* begin AVAILABLE DATA *

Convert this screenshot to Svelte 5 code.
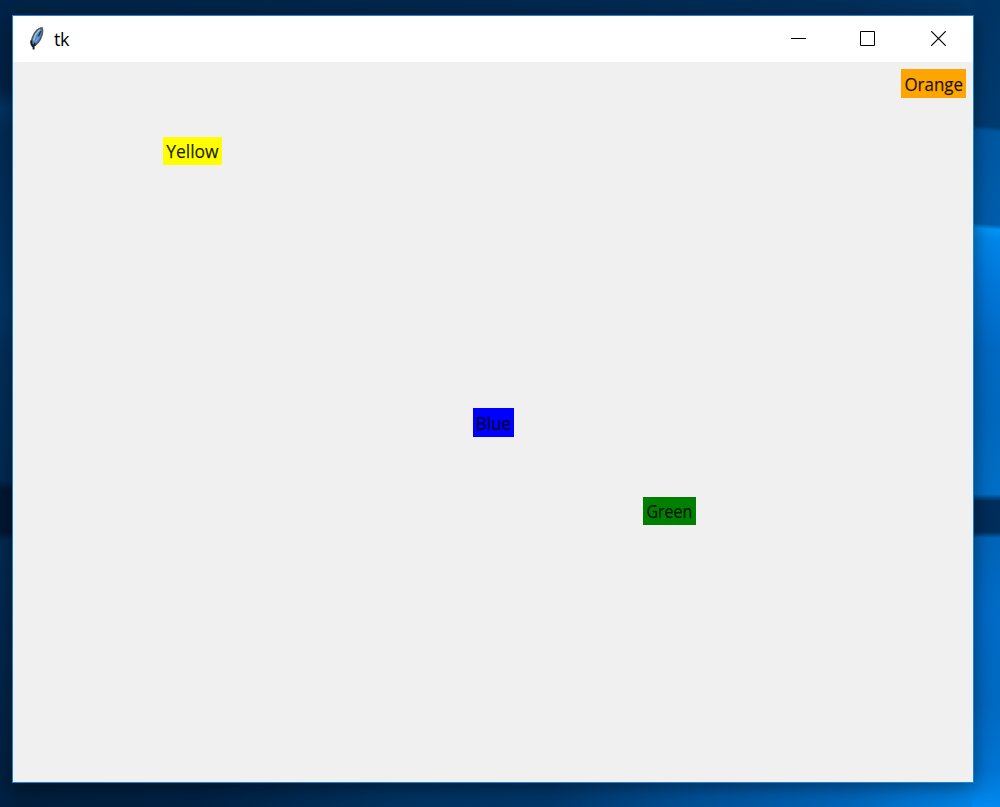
<script>
  const labels = [
    { text: 'Orange', x: 888, y: 7.4, w: 64.6, tx: 3.4, ty: 21.6, tw: 58.6, bg: '#ffa500' },
    { text: 'Yellow', x: 150.2, y: 75, w: 58.6, tx: 3.2, ty: 21.3, tw: 52.4, bg: '#ffff00' },
    { text: 'Blue', x: 460.3, y: 346.4, w: 41, tx: 2.8, ty: 21.6, tw: 35.4, bg: '#0000ff' },
    { text: 'Green', x: 630, y: 435, w: 52.5, tx: 3.4, ty: 21.3, tw: 46, bg: '#008000' }
  ];
</script>

<div class="desktop">
  <div class="edge left"></div>
  <div class="edge right"></div>
  <main class="window">
    <header class="titlebar">
      <svg class="feather" width="16" height="26" viewBox="0 0 16 26">
        <path d="M12.9 1.6C9.2 2 5.4 6.2 3.4 11.6C2.3 14.8 1.5 18.6 3.9 20.1C7.6 19.3 11.8 14.4 13.2 8.3C13.8 5.2 13.8 2.8 12.9 1.6Z" fill="#4c82bd" stroke="#555" stroke-width="1.4" />
        <path d="M11 3.8C8.1 5.7 5.6 10 4.7 14.7" fill="none" stroke="#a6bbcd" stroke-width="1.6" />
        <path d="M11.8 5C10 10 7 14 5.2 19" fill="none" stroke="#1c2e46" stroke-width="1.1" />
        <path d="M9.6 10.5L6.2 16.5" stroke="#5ba0e9" stroke-width="2" />
        <path d="M2.2 14.5Q1.8 18 3.6 20L6.4 18.4M4.6 18.8V23.4" fill="none" stroke="#1c1c1c" stroke-width="1.9" />
      </svg>
      <span class="title">tk</span>
      <div class="controls">
        <svg width="15" height="15" viewBox="0 0 15 15"><path d="M0 7.5H15" /></svg>
        <svg width="15" height="15" viewBox="0 0 15 15"><path d="M.5 .5H14.5V14.5H.5Z" /></svg>
        <svg width="15" height="15" viewBox="0 0 15 15"><path d="M.2 .2L14.8 14.8M14.8 .2L.2 14.8" stroke-width="1.2" /></svg>
      </div>
    </header>
    <section class="canvas">
      {#each labels as label}
        <div class="label" style="left:{label.x}px;top:{label.y}px;width:{label.w}px;background:{label.bg}">
          <svg width="100%" height="28.4">
            <text x={label.tx} y={label.ty} textLength={label.tw} lengthAdjust="spacingAndGlyphs">{label.text}</text>
          </svg>
        </div>
      {/each}
    </section>
  </main>
</div>

<style>
  :global(body) { margin: 0; overflow: hidden; }
  .desktop {
    position: relative;
    box-sizing: border-box;
    width: 1000px;
    height: 807px;
    padding: 15px 26px 24px 12px;
    overflow: hidden;
    font-family: "Open Sans", "Noto Sans", sans-serif;
    background:
      linear-gradient(90deg, #002345 0%, #00274d 50%, #002e5a 85%, #003868 100%) top / 100% 16px no-repeat,
      linear-gradient(90deg, #001e3c 0%, #002143 20%, #003260 40%, #00366a 55%, #005096 70%, #0064b8 85%, #0084e6 98%, #0088ec 100%);
  }
  .edge { position: absolute; top: 0; bottom: 0; }
  .left {
    left: 0;
    width: 13px;
    background: linear-gradient(180deg, #002348 0, #002347 88px, #003462 108px, #002c56 135px, #002f5b 190px, #003767 310px, #002f5a 352px, #002b54 480px, #001733 490px, #001733 532px, #002b52 541px, #00264b 660px, #001f40 807px);
  }
  .right {
    left: 972px;
    width: 28px;
    overflow: hidden;
    background: linear-gradient(180deg, #0069c2 350px, #0068bd 420px, #006fc6 494px, #002d5b 501px, #002d5b 532px, #0064b7 538px, #006bc6 610px, #0069c1 700px, #0074d3 770px, #008af0 807px);
  }
  .right::before {
    content: "";
    position: absolute;
    inset: -10px 0 auto;
    height: 360px;
    transform: skewY(5deg);
    background: linear-gradient(180deg, #003363 0, #003b70 136px, #0057a0 141px, #005dac 234px, #0094f4 239px, #0086e8 250px, #0078da 290px, #0069c2 360px);
  }
  .window {
    position: relative;
    box-sizing: border-box;
    width: 962px;
    height: 768px;
    border: 1px solid #1883d7;
    display: flex;
    flex-direction: column;
    background: #f0f0f0;
    box-shadow: 0 4px 18px rgba(0, 0, 0, .46);
  }
  .titlebar {
    flex: 0 0 46px;
    display: flex;
    align-items: center;
    background: #fff;
    padding-left: 16px;
    box-sizing: border-box;
  }
  .feather { display: block; margin-top: -1px; }
  .title { margin-left: 9px; font-size: 18px; line-height: 24px; letter-spacing: -.3px; color: #000; }
  .controls { display: flex; gap: 55px; margin: -1px 27px 0 auto; }
  .controls svg { display: block; fill: none; stroke: #000; stroke-width: 1; }
  .controls svg:nth-child(2) { margin: 0 1px 0 -1px; }
  .canvas { position: relative; flex: 1; background: #f0f0f0; }
  .label { position: absolute; height: 28.4px; }
  .label svg { display: block; overflow: visible; }
  text { font-size: 18px; fill: #000; fill-opacity: .88; stroke: #000; stroke-width: .25; stroke-opacity: .7; }
</style>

* end AVAILABLE DATA *

TASK BRIEF:
Reproduce each line exactly as it appears, omitting the pictures.

THE REPLY:
Convert this screenshot to Svelte 5 code.
<script>
  const labels = [
    { text: 'Orange', x: 888, y: 7.4, w: 64.6, tx: 3.4, ty: 21.6, tw: 58.6, bg: '#ffa500' },
    { text: 'Yellow', x: 150.2, y: 75, w: 58.6, tx: 3.2, ty: 21.3, tw: 52.4, bg: '#ffff00' },
    { text: 'Blue', x: 460.3, y: 346.4, w: 41, tx: 2.8, ty: 21.6, tw: 35.4, bg: '#0000ff' },
    { text: 'Green', x: 630, y: 435, w: 52.5, tx: 3.4, ty: 21.3, tw: 46, bg: '#008000' }
  ];
</script>

<div class="desktop">
  <div class="edge left"></div>
  <div class="edge right"></div>
  <main class="window">
    <header class="titlebar">
      <svg class="feather" width="16" height="26" viewBox="0 0 16 26">
        <path d="M12.9 1.6C9.2 2 5.4 6.2 3.4 11.6C2.3 14.8 1.5 18.6 3.9 20.1C7.6 19.3 11.8 14.4 13.2 8.3C13.8 5.2 13.8 2.8 12.9 1.6Z" fill="#4c82bd" stroke="#555" stroke-width="1.4" />
        <path d="M11 3.8C8.1 5.7 5.6 10 4.7 14.7" fill="none" stroke="#a6bbcd" stroke-width="1.6" />
        <path d="M11.8 5C10 10 7 14 5.2 19" fill="none" stroke="#1c2e46" stroke-width="1.1" />
        <path d="M9.6 10.5L6.2 16.5" stroke="#5ba0e9" stroke-width="2" />
        <path d="M2.2 14.5Q1.8 18 3.6 20L6.4 18.4M4.6 18.8V23.4" fill="none" stroke="#1c1c1c" stroke-width="1.9" />
      </svg>
      <span class="title">tk</span>
      <div class="controls">
        <svg width="15" height="15" viewBox="0 0 15 15"><path d="M0 7.5H15" /></svg>
        <svg width="15" height="15" viewBox="0 0 15 15"><path d="M.5 .5H14.5V14.5H.5Z" /></svg>
        <svg width="15" height="15" viewBox="0 0 15 15"><path d="M.2 .2L14.8 14.8M14.8 .2L.2 14.8" stroke-width="1.2" /></svg>
      </div>
    </header>
    <section class="canvas">
      {#each labels as label}
        <div class="label" style="left:{label.x}px;top:{label.y}px;width:{label.w}px;background:{label.bg}">
          <svg width="100%" height="28.4">
            <text x={label.tx} y={label.ty} textLength={label.tw} lengthAdjust="spacingAndGlyphs">{label.text}</text>
          </svg>
        </div>
      {/each}
    </section>
  </main>
</div>

<style>
  :global(body) { margin: 0; overflow: hidden; }
  .desktop {
    position: relative;
    box-sizing: border-box;
    width: 1000px;
    height: 807px;
    padding: 15px 26px 24px 12px;
    overflow: hidden;
    font-family: "Open Sans", "Noto Sans", sans-serif;
    background:
      linear-gradient(90deg, #002345 0%, #00274d 50%, #002e5a 85%, #003868 100%) top / 100% 16px no-repeat,
      linear-gradient(90deg, #001e3c 0%, #002143 20%, #003260 40%, #00366a 55%, #005096 70%, #0064b8 85%, #0084e6 98%, #0088ec 100%);
  }
  .edge { position: absolute; top: 0; bottom: 0; }
  .left {
    left: 0;
    width: 13px;
    background: linear-gradient(180deg, #002348 0, #002347 88px, #003462 108px, #002c56 135px, #002f5b 190px, #003767 310px, #002f5a 352px, #002b54 480px, #001733 490px, #001733 532px, #002b52 541px, #00264b 660px, #001f40 807px);
  }
  .right {
    left: 972px;
    width: 28px;
    overflow: hidden;
    background: linear-gradient(180deg, #0069c2 350px, #0068bd 420px, #006fc6 494px, #002d5b 501px, #002d5b 532px, #0064b7 538px, #006bc6 610px, #0069c1 700px, #0074d3 770px, #008af0 807px);
  }
  .right::before {
    content: "";
    position: absolute;
    inset: -10px 0 auto;
    height: 360px;
    transform: skewY(5deg);
    background: linear-gradient(180deg, #003363 0, #003b70 136px, #0057a0 141px, #005dac 234px, #0094f4 239px, #0086e8 250px, #0078da 290px, #0069c2 360px);
  }
  .window {
    position: relative;
    box-sizing: border-box;
    width: 962px;
    height: 768px;
    border: 1px solid #1883d7;
    display: flex;
    flex-direction: column;
    background: #f0f0f0;
    box-shadow: 0 4px 18px rgba(0, 0, 0, .46);
  }
  .titlebar {
    flex: 0 0 46px;
    display: flex;
    align-items: center;
    background: #fff;
    padding-left: 16px;
    box-sizing: border-box;
  }
  .feather { display: block; margin-top: -1px; }
  .title { margin-left: 9px; font-size: 18px; line-height: 24px; letter-spacing: -.3px; color: #000; }
  .controls { display: flex; gap: 55px; margin: -1px 27px 0 auto; }
  .controls svg { display: block; fill: none; stroke: #000; stroke-width: 1; }
  .controls svg:nth-child(2) { margin: 0 1px 0 -1px; }
  .canvas { position: relative; flex: 1; background: #f0f0f0; }
  .label { position: absolute; height: 28.4px; }
  .label svg { display: block; overflow: visible; }
  text { font-size: 18px; fill: #000; fill-opacity: .88; stroke: #000; stroke-width: .25; stroke-opacity: .7; }
</style>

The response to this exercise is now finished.